Für den amtierenden Präsidenten sind solche Auftritte eine entspannte Art, Geschichte zu schreiben: Der 48-Jährige gilt als Internetprofi, hat für seinen Wahlkampf Plattformen wie YouTube, Facebook oder Twitter genutzt. Bereits zwei Monate nach seiner Vereidigung hat er mit einem Tabu gebrochen und als erster amtierender Präsident eine Late-Night-Show besucht.

Die bekannte Rhetorik

"Wir haben das ja bereits einmal gemacht, bevor ich gewählt wurde und es hat mir Spaß gemacht", erzählt Obama zu Beginn des Gesprächs, "ich bin froh, dass wir es wieder machen können." Mit der bekannten Obama-Rhetorik, die oft ins Floskelhafte schwenkt, geht es weiter. Mit den "Kollegen von den Republikanern" werde er versuchen, an der umstrittenen Gesundheitsreform zu arbeiten. Bei den Beratungen zum geplanten Gesetzeswerk werde es "keine Überraschungen, keine Geheimnisse" geben, verspricht er.

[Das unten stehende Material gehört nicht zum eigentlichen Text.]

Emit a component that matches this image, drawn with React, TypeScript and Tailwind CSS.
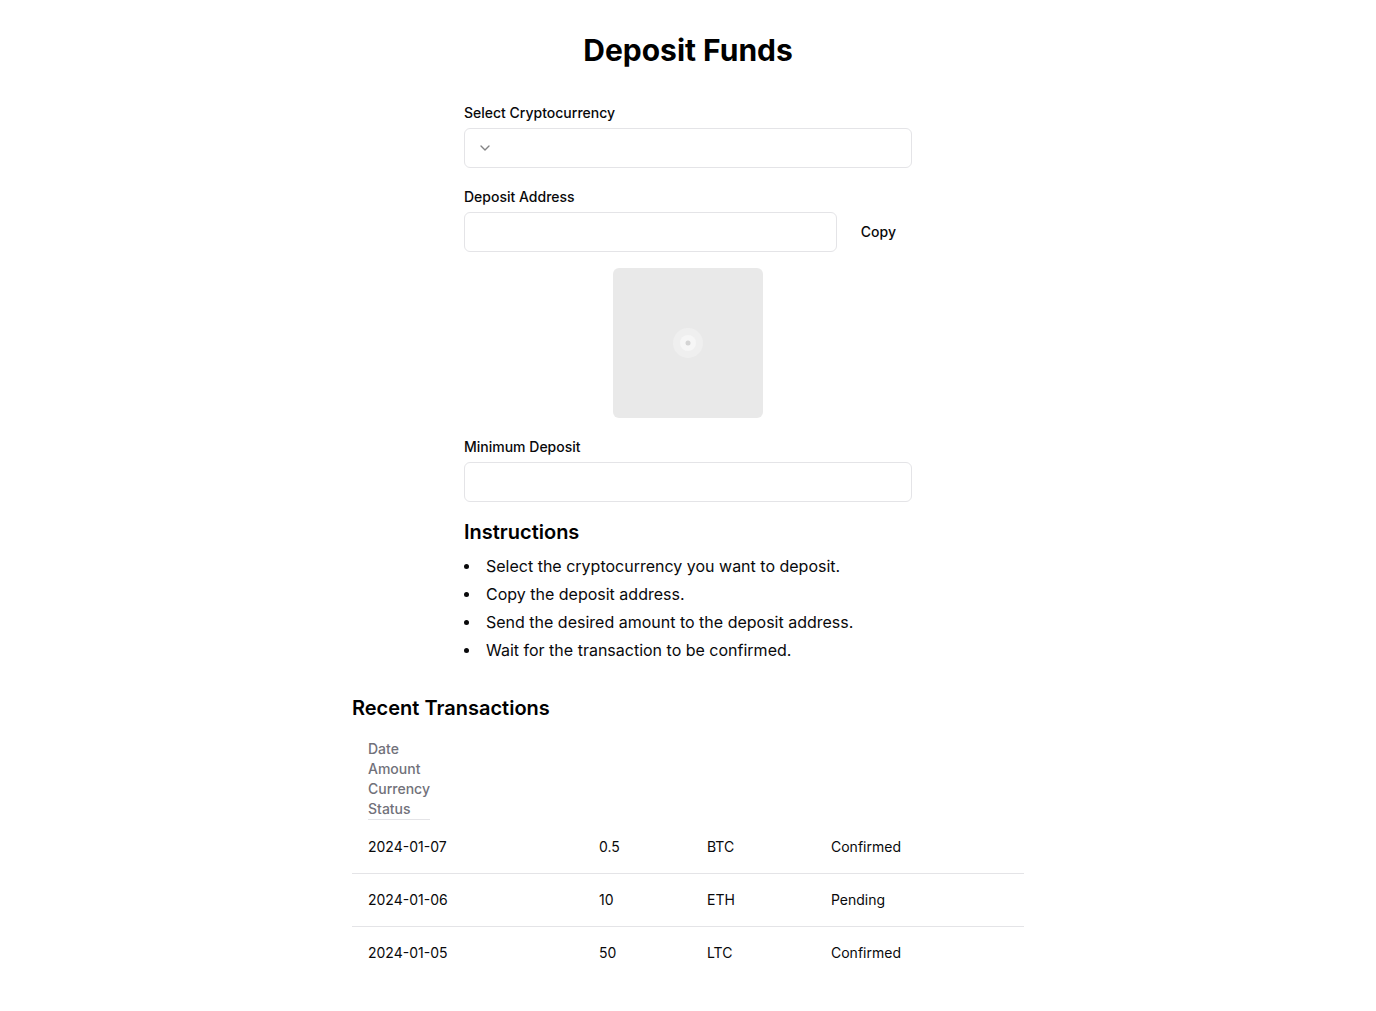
import React from 'react';
import { ChevronDown } from 'lucide-react';

const transactions = [
  { date: '2024-01-07', amount: '0.5', currency: 'BTC', status: 'Confirmed' },
  { date: '2024-01-06', amount: '10', currency: 'ETH', status: 'Pending' },
  { date: '2024-01-05', amount: '50', currency: 'LTC', status: 'Confirmed' },
];

const steps = [
  'Select the cryptocurrency you want to deposit.',
  'Copy the deposit address.',
  'Send the desired amount to the deposit address.',
  'Wait for the transaction to be confirmed.',
];

const Label: React.FC<{ children: React.ReactNode; first?: boolean }> = ({ children, first }) => (
  <label className={`block text-sm leading-5 font-medium text-[#09090b] mb-[5px] ${first ? '' : 'mt-[19px]'}`}>
    {children}
  </label>
);

export default function App() {
  return (
    <div className="min-h-screen bg-white text-[#09090b] font-['Inter','Noto_Sans',sans-serif] pt-8 pb-10">
      <h1 className="text-3xl leading-9 font-bold text-center text-black">Deposit Funds</h1>

      <div className="w-[448px] mx-auto mt-[35px] flex flex-col">
        <Label first>Select Cryptocurrency</Label>
        <button className="h-10 w-full rounded-md border border-[#e4e4e7] bg-white px-3 flex items-center">
          <ChevronDown className="w-4 h-4 text-[#09090b] opacity-50" />
        </button>

        <Label>Deposit Address</Label>
        <div className="flex items-center gap-2">
          <input readOnly className="h-10 flex-1 rounded-md border border-[#e4e4e7] bg-white px-3 text-sm outline-none" />
          <button className="h-10 px-4 rounded-md text-sm font-medium text-[#09090b]">Copy</button>
        </div>

        <div className="mt-4 self-center w-[150px] h-[150px] rounded-md bg-[#e9e9e9] flex items-center justify-center">
          <svg width="34" height="34" viewBox="0 0 34 34">
            <circle cx="17" cy="17" r="15" fill="#efefef" />
            <circle cx="17" cy="17" r="8" fill="#f6f6f6" />
            <circle cx="17" cy="17" r="2.5" fill="#d4d4d4" />
          </svg>
        </div>

        <Label>Minimum Deposit</Label>
        <input readOnly className="h-10 w-full rounded-md border border-[#e4e4e7] bg-white px-3 text-sm outline-none" />

        <h2 className="mt-4 text-xl leading-7 font-semibold text-black">Instructions</h2>
        <ul className="mt-2 space-y-1 text-base leading-6 text-[#09090b]">
          {steps.map((s) => (
            <li key={s} className="flex">
              <span aria-hidden className="w-[22px] shrink-0 flex items-center">
                <span className="block w-[5px] h-[5px] rounded-full bg-[#09090b]" />
              </span>
              <span>{s}</span>
            </li>
          ))}
        </ul>
      </div>

      <div className="w-[672px] mx-auto mt-8">
        <h2 className="text-xl leading-7 font-semibold text-black">Recent Transactions</h2>
        <div className="mt-[14px] mb-px pl-4">
          <div className="inline-flex flex-col text-sm leading-5 text-[#71717a] font-medium border-b border-[#e4e4e7]">
            <span>Date</span>
            <span>Amount</span>
            <span>Currency</span>
            <span>Status</span>
          </div>
        </div>
        <div className="text-sm leading-5">
          {transactions.map((t, i) => (
            <div
              key={t.date}
              className={`grid grid-cols-[231px_108px_124px_1fr] ${i < transactions.length - 1 ? 'border-b border-[#e4e4e7]' : ''}`}
            >
              <div className="p-4">{t.date}</div>
              <div className="p-4">{t.amount}</div>
              <div className="p-4">{t.currency}</div>
              <div className="p-4">{t.status}</div>
            </div>
          ))}
        </div>
      </div>
    </div>
  );
}
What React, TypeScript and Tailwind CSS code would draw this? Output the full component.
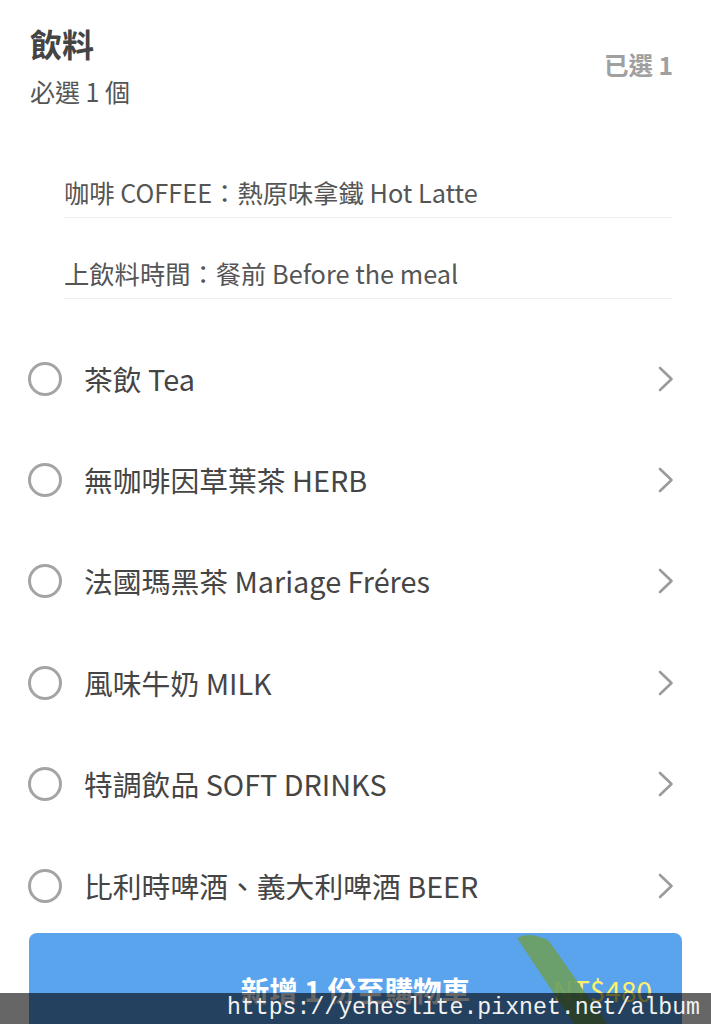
import React from "react";

const items = [
  "茶飲 Tea",
  "無咖啡因草葉茶 HERB",
  "法國瑪黑茶 Mariage Fréres",
  "風味牛奶 MILK",
  "特調飲品 SOFT DRINKS",
  "比利時啤酒、義大利啤酒 BEER",
];

function Chevron() {
  return (
    <svg width="16" height="26" viewBox="0 0 16 26" className="shrink-0">
      <polyline
        points="2,2 13.5,13 2,24"
        fill="none"
        stroke="#9b9b9b"
        strokeWidth="2.6"
        strokeLinecap="round"
        strokeLinejoin="round"
      />
    </svg>
  );
}

export default function App() {
  return (
    <div
      className="relative w-[711px] h-[1024px] overflow-hidden bg-white"
      style={{ fontFamily: '"Noto Sans CJK TC", "Noto Sans", sans-serif' }}
    >
      {/* header */}
      <div className="flex items-center justify-between pl-[30px] pr-[38px] pt-[23px]">
        <div className="flex flex-col">
          <div className="text-[32px] leading-[40px] font-bold text-[#444444]">飲料</div>
          <div className="mt-[12px] text-[25px] leading-[32px] text-[#555555]">必選 1 個</div>
        </div>
        <div className="text-[24.5px] leading-[32px] font-bold text-[#a0a0a0]">已選 1</div>
      </div>

      {/* selected sub-items */}
      <div className="mt-[30px] ml-[64px] mr-[39px] flex flex-col">
        <div className="pt-[39px] pb-[9px] border-b border-[#efefef] text-[25.3px] leading-[32px] text-[#555555]">
          咖啡 COFFEE：熱原味拿鐵 Hot Latte
        </div>
        <div className="pt-[39px] pb-[9px] border-b border-[#efefef] text-[25.3px] leading-[32px] text-[#555555]">
          上飲料時間：餐前 Before the meal
        </div>
      </div>

      {/* option list */}
      <div className="mt-[29px] flex flex-col">
        {items.map((t) => (
          <div key={t} className="h-[101.4px] flex items-center pl-[28px] pr-[37px]">
            <div className="w-[34px] h-[34px] rounded-full border-[3px] border-[#a4a4a4] shrink-0" />
            <div className="ml-[22px] flex-1 text-[28.8px] leading-[36px] text-[#454545]">{t}</div>
            <Chevron />
          </div>
        ))}
      </div>

      {/* add to cart button */}
      <div className="-mt-[3px] mx-[29px] h-[114px] rounded-t-[8px] bg-[#5aa4ee] grid grid-cols-[1fr_auto_1fr] items-center">
        <div />
        <div className="text-[28.5px] leading-[36px] font-bold text-white">新增 1 份至購物車</div>
        <div className="flex justify-end pr-[30px] text-[28px] leading-[36px] text-[#fff06a]">NT$480</div>
      </div>

      {/* green stroke overlay */}
      <svg className="absolute left-0 top-0 pointer-events-none" width="711" height="1024" viewBox="0 0 711 1024">
        <path d="M517 938 Q530 931 549 941 L607 1024 L574 1024 Z" fill="#6d9f62" opacity="0.92" />
      </svg>

      {/* watermark */}
      <div className="absolute left-0 right-0 bottom-0 h-[31px] bg-black/60 flex items-center justify-end pr-[11px]">
        <span
          className="text-[23.2px] leading-[31px] text-[#f2f2f2]"
          style={{ fontFamily: '"Liberation Mono", monospace' }}
        >
          https://yeheslite.pixnet.net/album
        </span>
      </div>
    </div>
  );
}
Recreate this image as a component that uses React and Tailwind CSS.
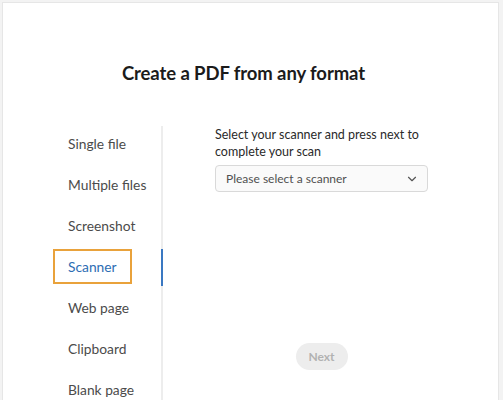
import { ChevronDown } from "lucide-react";

const items = [
  "Single file",
  "Multiple files",
  "Screenshot",
  "Scanner",
  "Web page",
  "Clipboard",
  "Blank page",
];

export default function App() {
  const active = "Scanner";

  return (
    <div
      className="h-[400px] w-[503px] overflow-hidden bg-[#f3f3f3] pt-[2px] pl-[2px] pr-[4px]"
      style={{ fontFamily: "Lato, 'Open Sans', sans-serif" }}
    >
      <div className="h-[420px] border border-[#e6e6e6] bg-white">
        <h1 className="mt-[56px] pr-[14px] text-center text-[18.5px] font-bold leading-[28px] tracking-[-0.1px] text-[#1b1b1b]">
          Create a PDF from any format
        </h1>
        <div className="mt-[39px] flex">
          <ul className="flex w-[160px] flex-col gap-[6px] border-r-2 border-[#ededed] pl-[50px]">
            {items.map((item) => (
              <li key={item} className="relative whitespace-nowrap">
                <div
                  className={`inline-block h-[35px] border-2 px-[13px] text-[13.8px] leading-[31px] ${
                    item === active
                      ? "border-[#e9a23b] text-[#2d6db3]"
                      : "border-transparent text-[#4b4b4b]"
                  }`}
                >
                  {item}
                </div>
                {item === active && (
                  <span className="absolute right-[-2px] top-0 h-[37px] w-[2px] bg-[#3a78c2]" />
                )}
              </li>
            ))}
          </ul>
          <div className="ml-[52px] flex w-[213px] flex-col">
            <p className="text-[12.5px] leading-[17px] text-[#2a2a2a]">
              Select your scanner and press next to complete your scan
            </p>
            <button className="mt-[5px] flex h-[27px] items-center justify-between rounded-[4px] border border-[#d9d9d9] bg-[#fafafa] pl-[10px] pr-[8px] text-[12px] text-[#505050]">
              <span>Please select a scanner</span>
              <ChevronDown size={14} strokeWidth={2} className="text-[#555]" />
            </button>
            <button className="mx-auto mt-[151px] h-[27px] w-[52px] rounded-full bg-[#ededed] text-[12px] font-bold text-[#b2b2b2]">
              Next
            </button>
          </div>
        </div>
      </div>
    </div>
  );
}
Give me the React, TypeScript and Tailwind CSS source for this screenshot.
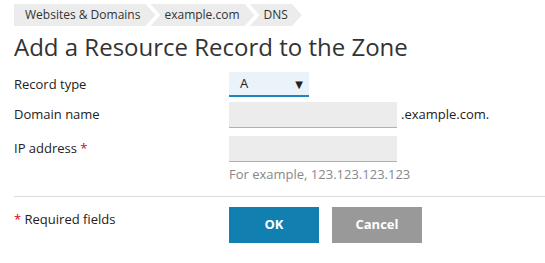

Die Fragen kommen von Geschäftsgründern, Studenten und Bürgerrechtsgruppen und drehen sich um Themen wie die Gesundheits- und Energiepolitik, das amerikanische Bildungswesen oder die verschobene Schließung des US-Gefangenenlagers in Guantanamo. Obama beantwortet sie routiniert, ohne etwas Neues zu erzählen.

Mehr als 640.000 YouTube-Nutzer hatten im Vorfeld über die besten Fragen abgestimmt. Die wurden auch alle gestellt - bis auf die erstplatzierte: Seinen Standpunkt zur Legalisierung von Marihuana muss der Präsident nicht ausbreiten, obwohl, wie ein Nutzer schreibt, diese doch dabei helfen würde, "neue nützliche und unentdeckte Dinge zu produzieren und exportieren".

Waren die YouTube-Debatten im Rahmen des Vorwahlkampfs 2008 noch heftig diskutiert und mit Spannung erwartet worden, haftet dem Auftritt des Präsidenten nichts Bahnbrechendes mehr an. Mit welcher Geschwindigkeit das Internet in den Alltag der US-Politik eingezogen ist, zeigt ein Blick auf die politischen Gegner Obamas: Die Republikaner galten lange Zeit als äußerst medienfeindlich. Doch wäre ein YouTube-Auftritt von George W. Bush noch unvorstellbar gewesen, hatten Ende 2009 etwa 89 Prozent aller republikanischen Mitglieder des Repräsentantenhauses einen eigenen YouTube-Kanal.

Man nannte ihn Internet-Präsidenten

Der Top-Republikaner Eric Cantor ließ während der Debatte um die Gesundheitsreform ein Video zusammenstellen, in dem konservative Ärzte vor den Folgen von Obamas Gesetzesvorhaben warnten. Selbst der texanische Senator John Cornyn, für seine ultrakonservativen Ansichten bekannt, sammelte Nutzervideos mit Ideen für die Verwendung des Geldes aus dem Konjunkturpaket.

Auch die derzeit unberechenbarste konservative Vereinigung, die extrem Obama-feindliche "Tea Party"-Bewegung, kommuniziert längst über soziale Netzwerke und Blogs miteinander. Und wenn die konservative Posterfrau Sarah Palin in wenigen Tagen vor die Versammlung der Bewegung tritt, wird ihre Rede - natürlich - im Netz übertragen.

So geht es dem oft als "Internet-Präsidenten" bezeichneten Obama wie allen Pionieren. Mit dem YouTube-Interview im Februar 2010 mag er Geschichte geschrieben haben - viel Aufsehen erregt er damit nicht: Längst sind die meisten professionellen Volksvertreter in den USA zu Internet-Politikern geworden.